DEAR HARRIETTE: I recently learned a friend's mom passed away. I realized my friend and I met up the day after she got the news (this information is coming late from someone who knew the whole time). My friend acted normal, and we had a good time. I feel guilty that I didn't send her flowers or an arrangement. How was I supposed to find out about her mother's passing if no one told me? I consider myself to be in her circle, and I don't know how I was left out of the information circuit. -- Is It Too Late Now, Jackson, Mississippi
Advertisement
DEAR IS IT TOO LATE NOW: Death is the great mystery of life, and many people do not know how to handle it, especially when it hits close to home. To lose your mother is possibly the most tragic experience for people, save losing a child. Most people feel a close bond to their mothers, and when that bond breaks due to the final breath being taken, it can seem impossible to handle, especially in the beginning.
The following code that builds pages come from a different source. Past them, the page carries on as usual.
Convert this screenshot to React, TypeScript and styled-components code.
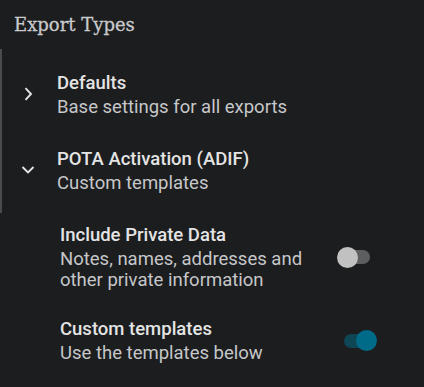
import React from "react";
import styled, { createGlobalStyle } from "styled-components";

const Global = createGlobalStyle`
  html, body { margin: 0; padding: 0; background: #1c1d1f; }
  body { font-family: Roboto, "Noto Sans", sans-serif; color: #e2e2e2; }
`;

const Page = styled.div`
  width: 424px;
  height: 387px;
  background: #1c1d1f;
  overflow: hidden;
  box-sizing: border-box;
`;

const Heading = styled.h2`
  margin: 0;
  padding: 13px 14px 0;
  font-family: "DejaVu Serif", "Liberation Serif", serif;
  font-weight: 400;
  font-size: 18px;
  color: #c9cacc;
  line-height: 24px;
  -webkit-text-stroke: 0.3px #c9cacc;
`;

const ExpanderGroup = styled.div`
  border-left: 2px solid #4a4b4e;
  margin-top: 12px;
  padding: 7px 0 5px;
`;

const ExpanderRow = styled.div`
  display: flex;
  align-items: center;
  height: 76px;
`;

const ChevronBox = styled.div`
  width: 55px;
  box-sizing: border-box;
  padding-left: 18px;
  display: flex;
  align-items: center;
`;

const TextBlock = styled.div`
  display: flex;
  flex-direction: column;
  flex: 1;
`;

const Title = styled.div`
  font-size: 18.5px;
  font-weight: 500;
  line-height: 24px;
  color: #e4e4e4;
`;

const Subtitle = styled.div`
  margin-top: 2px;
  font-size: 18.5px;
  font-weight: 400;
  line-height: 21px;
  color: #c6c7c9;
`;

const SettingList = styled.div`
  display: flex;
  flex-direction: column;
  gap: 26px;
  padding-top: 10px;
`;

const SettingRow = styled.div`
  display: flex;
  align-items: center;
  padding-left: 60px;
  padding-right: 54px;
`;

const Track = styled.div<{ $on: boolean }>`
  position: relative;
  width: 26px;
  height: 14px;
  border-radius: 7px;
  background: ${(p) => (p.$on ? "#0f4656" : "#5d5e60")};
`;

const Thumb = styled.div<{ $on: boolean }>`
  position: absolute;
  top: -3.5px;
  ${(p) => (p.$on ? "right: -7px;" : "left: -7px;")}
  width: 21px;
  height: 21px;
  border-radius: 50%;
  background: ${(p) => (p.$on ? "#006a89" : "#c1c1c1")};
`;

const Chevron = ({ down }: { down?: boolean }) => (
  <svg width="16" height="16" viewBox="0 0 16 16" fill="none">
    {down ? (
      <path d="M2.5 5 L8 10.5 L13.5 5" stroke="#e4e4e4" strokeWidth="1.9" />
    ) : (
      <path d="M5.5 2.2 L11 8 L5.5 13.8" stroke="#e4e4e4" strokeWidth="1.9" />
    )}
  </svg>
);

const Switch = ({ on }: { on: boolean }) => (
  <Track $on={on}>
    <Thumb $on={on} />
  </Track>
);

export default function App() {
  return (
    <Page>
      <Global />
      <Heading>Export Types</Heading>
      <ExpanderGroup>
        <ExpanderRow>
          <ChevronBox>
            <Chevron />
          </ChevronBox>
          <TextBlock>
            <Title>Defaults</Title>
            <Subtitle>Base settings for all exports</Subtitle>
          </TextBlock>
        </ExpanderRow>
        <ExpanderRow>
          <ChevronBox>
            <Chevron down />
          </ChevronBox>
          <TextBlock>
            <Title>POTA Activation (ADIF)</Title>
            <Subtitle>Custom templates</Subtitle>
          </TextBlock>
        </ExpanderRow>
      </ExpanderGroup>
      <SettingList>
        <SettingRow>
          <TextBlock>
            <Title>Include Private Data</Title>
            <Subtitle>
              Notes, names, addresses and
              <br />
              other private information
            </Subtitle>
          </TextBlock>
          <Switch on={false} />
        </SettingRow>
        <SettingRow>
          <TextBlock>
            <Title>Custom templates</Title>
            <Subtitle>Use the templates below</Subtitle>
          </TextBlock>
          <Switch on={true} />
        </SettingRow>
      </SettingList>
    </Page>
  );
}
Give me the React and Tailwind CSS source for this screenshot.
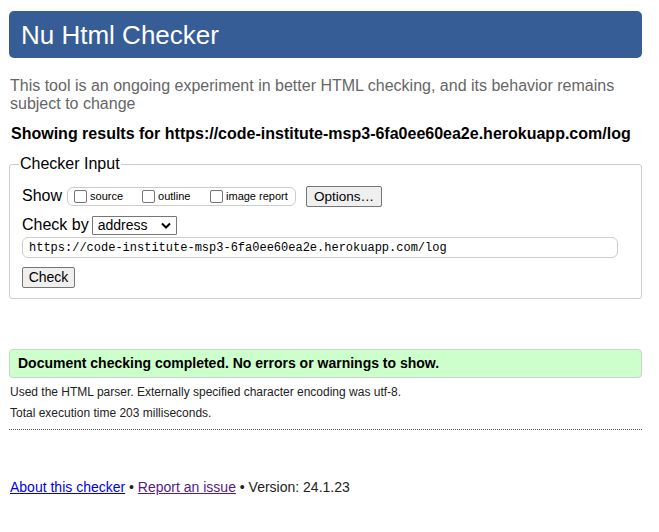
import React from "react";

function Cb({ label }) {
  return (
    <label className="flex items-center">
      <span className="inline-block w-[13px] h-[13px] border border-[#767676] rounded-[2px] bg-white mr-[3px]"></span>
      <span className="text-[11px] leading-[13px] text-black">{label}</span>
    </label>
  );
}

export default function App() {
  return (
    <div className="w-[659px] min-h-[532px] bg-white pl-[9px] pr-[17px] pt-[11px] text-black" style={{ fontFamily: '"Liberation Sans", Arial, sans-serif' }}>
      <div className="h-[47px] rounded-[5px] bg-[#365d95] text-white text-[26px] leading-[49px] pl-[12px]">Nu Html Checker</div>

      <p className="mt-[19px] text-[16px] leading-[18px] text-[#666] pl-[1px]">
        This tool is an ongoing experiment in better HTML checking, and its behavior remains subject to change
      </p>

      <p className="mt-[12px] text-[16px] leading-[18px] font-bold pl-[2px]">
        Showing results for https://code-institute-msp3-6fa0ee60ea2e.herokuapp.com/log
      </p>

      <fieldset className="mt-[12px] border border-[#ccc] rounded-[3px] pl-[12px] pr-[23px] pb-[10px]">
        <legend className="text-[16px] leading-[18px] px-[1px] ml-[-3px]">Checker Input</legend>
        <div className="mt-[12px] h-[22px] flex items-center">
          <span className="text-[16px] leading-[18px]">Show</span>
          <div className="ml-[5px] h-[19px] w-[229px] border border-[#ccc] rounded-[6px] flex items-center pl-[6px]">
            <div className="w-[68px]"><Cb label="source" /></div>
            <div className="w-[68px]"><Cb label="outline" /></div>
            <div><Cb label="image report" /></div>
          </div>
          <button className="ml-[10px] h-[21px] w-[76px] bg-[#efefef] border border-[#767676] rounded-[2px] text-[13.5px] leading-[19px]">Options…</button>
        </div>
        <div className="mt-[7px] h-[22px] flex items-center">
          <span className="text-[16px] leading-[18px]">Check by</span>
          <div className="ml-[3px] h-[19px] w-[85px] border border-[#767676] rounded-[1px] flex items-center justify-between pl-[5px] pr-[5px] bg-white">
            <span className="text-[14px] leading-[17px]">address</span>
            <svg width="10" height="7" viewBox="0 0 10 7"><path d="M1 1.5 L5 5.5 L9 1.5" fill="none" stroke="#000" strokeWidth="2" /></svg>
          </div>
        </div>
        <div className="mt-[1px] h-[21px] border border-[#ccc] rounded-[6px] flex items-center pl-[6px] text-[12px]" style={{ fontFamily: '"Liberation Mono", "DejaVu Sans Mono", monospace' }}>
          https://code-institute-msp3-6fa0ee60ea2e.herokuapp.com/log
        </div>
        <button className="mt-[9px] block h-[21px] w-[53px] bg-[#efefef] border border-[#767676] rounded-[2px] text-[14px] leading-[19px]">Check</button>
      </fieldset>

      <div className="mt-[50px] h-[29px] bg-[#ccffcc] border border-[#c8d8c8] rounded-[4px] pl-[8px] flex items-center text-[14px] font-bold">
        Document checking completed. No errors or warnings to show.
      </div>

      <p className="mt-[7px] text-[12px] leading-[14px] text-[#222] pl-[1px]">Used the HTML parser. Externally specified character encoding was utf-8.</p>
      <p className="mt-[7px] text-[12px] leading-[14px] text-[#222] pl-[1px]">Total execution time 203 milliseconds.</p>

      <div className="mt-[9px] border-t border-dotted border-[#555]"></div>

      <p className="mt-[49px] text-[14px] leading-[16px] text-[#222] pl-[1px]">
        <a className="text-[#0000ee] underline" href="#">About this checker</a> • <a className="text-[#551a8b] underline" href="#">Report an issue</a> • Version: 24.1.23
      </p>
    </div>
  );
}
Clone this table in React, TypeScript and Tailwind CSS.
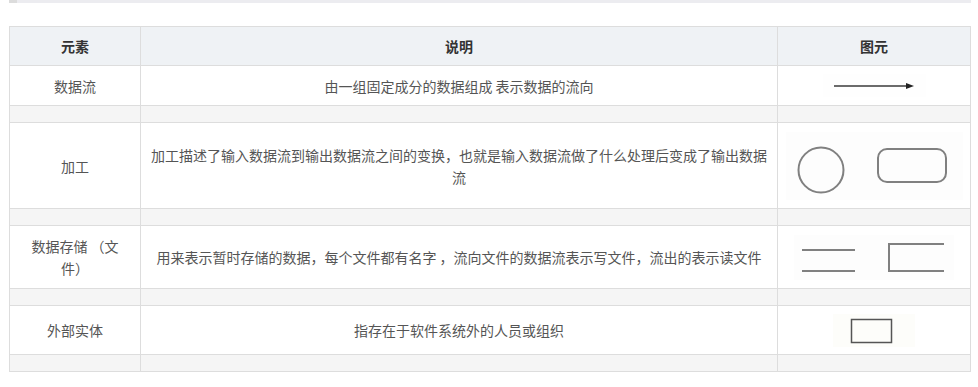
import { Fragment } from 'react';

const rows = [
  {
    name: '数据流',
    desc: '由一组固定成分的数据组成 表示数据的流向',
    h: 'h-[40px]',
    shape: 'arrow',
  },
  {
    name: '加工',
    desc: '加工描述了输入数据流到输出数据流之间的变换，也就是输入数据流做了什么处理后变成了输出数据流',
    h: 'h-[86px]',
    shape: 'process',
  },
  {
    name: 'store',
    desc: '用来表示暂时存储的数据，每个文件都有名字 ，流向文件的数据流表示写文件，流出的表示读文件',
    h: 'h-[63px]',
    shape: 'store',
  },
  {
    name: '外部实体',
    desc: '指存在于软件系统外的人员或组织',
    h: 'h-[49px]',
    shape: 'entity',
  },
];

function Shape({ kind }: { kind: string }) {
  if (kind === 'arrow') {
    return (
      <div className="mx-auto w-[103px] h-[23px] bg-[#fefefe]">
        <svg width="103" height="23" viewBox="0 0 103 23">
          <line x1="11" y1="12" x2="84" y2="12" stroke="#3a3a3a" strokeWidth="1.4" />
          <polygon points="83,9 91,12 83,15" fill="#222" />
        </svg>
      </div>
    );
  }
  if (kind === 'process') {
    return (
      <div className="mx-auto w-[177px] h-[68px] bg-[#fdfdfd]">
        <svg width="177" height="68" viewBox="0 0 177 68">
          <circle cx="35" cy="38" r="22.5" fill="none" stroke="#808080" strokeWidth="2" />
          <rect x="92" y="17" width="68" height="33" rx="9" fill="none" stroke="#808080" strokeWidth="2" />
        </svg>
      </div>
    );
  }
  if (kind === 'store') {
    return (
      <div className="mx-auto w-[160px] h-[45px] bg-[#fdfdfd]">
        <svg width="160" height="45" viewBox="0 0 160 45">
          <line x1="8" y1="15" x2="61" y2="15" stroke="#808080" strokeWidth="2" />
          <line x1="8" y1="36" x2="61" y2="36" stroke="#808080" strokeWidth="2" />
          <polyline points="150,9 95,9 95,36 150,36" fill="none" stroke="#808080" strokeWidth="2" />
        </svg>
      </div>
    );
  }
  return (
    <div className="mx-auto w-[82px] h-[33px] bg-[#fdfdfa]">
      <svg width="82" height="33" viewBox="0 0 82 33">
        <rect x="18.5" y="5.5" width="40" height="23" fill="none" stroke="#555" strokeWidth="1.5" />
      </svg>
    </div>
  );
}

function GapRow() {
  return (
    <tr className="h-[17px] bg-[#f5f5f5]">
      <td className="border border-[#dddddd]" />
      <td className="border border-[#dddddd]" />
      <td className="border border-[#dddddd]" />
    </tr>
  );
}

export default function App() {
  return (
    <div
      className="w-[978px] h-[387px] bg-white px-[9px] text-[14px] text-[#555]"
      style={{ fontFamily: '"Noto Sans CJK SC", "Noto Sans", sans-serif' }}
    >
      {/* leftover quote bar from the page above */}
      <div className="flex h-[3px] w-[962px]">
        <div className="w-[8px] bg-[#dcdcdc]" />
        <div className="flex-1 bg-[#ececf0]" />
      </div>

      <table className="mt-[23px] w-[962px] table-fixed border-collapse leading-[22px]">
        <colgroup>
          <col className="w-[131px]" />
          <col className="w-[637px]" />
          <col />
        </colgroup>
        <thead>
          <tr className="h-[39px] bg-[#eff2f5] text-[#333] font-bold">
            <th className="border border-[#dddddd]">元素</th>
            <th className="border border-[#dddddd]">说明</th>
            <th className="border border-[#dddddd]">图元</th>
          </tr>
        </thead>
        <tbody>
          {rows.map((r) => (
            <Fragment key={r.shape}>
              <tr className={r.h}>
                <td className="border border-[#dddddd] px-3 text-center">
                  {r.name === 'store' ? (
                    <>
                      数据存储 （文
                      <br />
                      件）
                    </>
                  ) : (
                    r.name
                  )}
                </td>
                <td className="border border-[#dddddd] px-[9px] text-center">{r.desc}</td>
                <td className="border border-[#dddddd] py-0">
                  <Shape kind={r.shape} />
                </td>
              </tr>
              <GapRow />
            </Fragment>
          ))}
        </tbody>
      </table>
    </div>
  );
}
The fact that your friend hung out with you but did not say anything about her mother's passing means that she didn't want to talk about it. It is not your fault that you were in the dark about her pain. She clearly wanted to hang out with someone who didn't know and who would be a neutral party at such a vulnerable time.
Do not make this about you or your perceived stumbling. Focus your energy on her. Now that you know, send her a card with condolences. Call her to tell her how sorry you are and ask if you can be of help in any way. Just be a friend.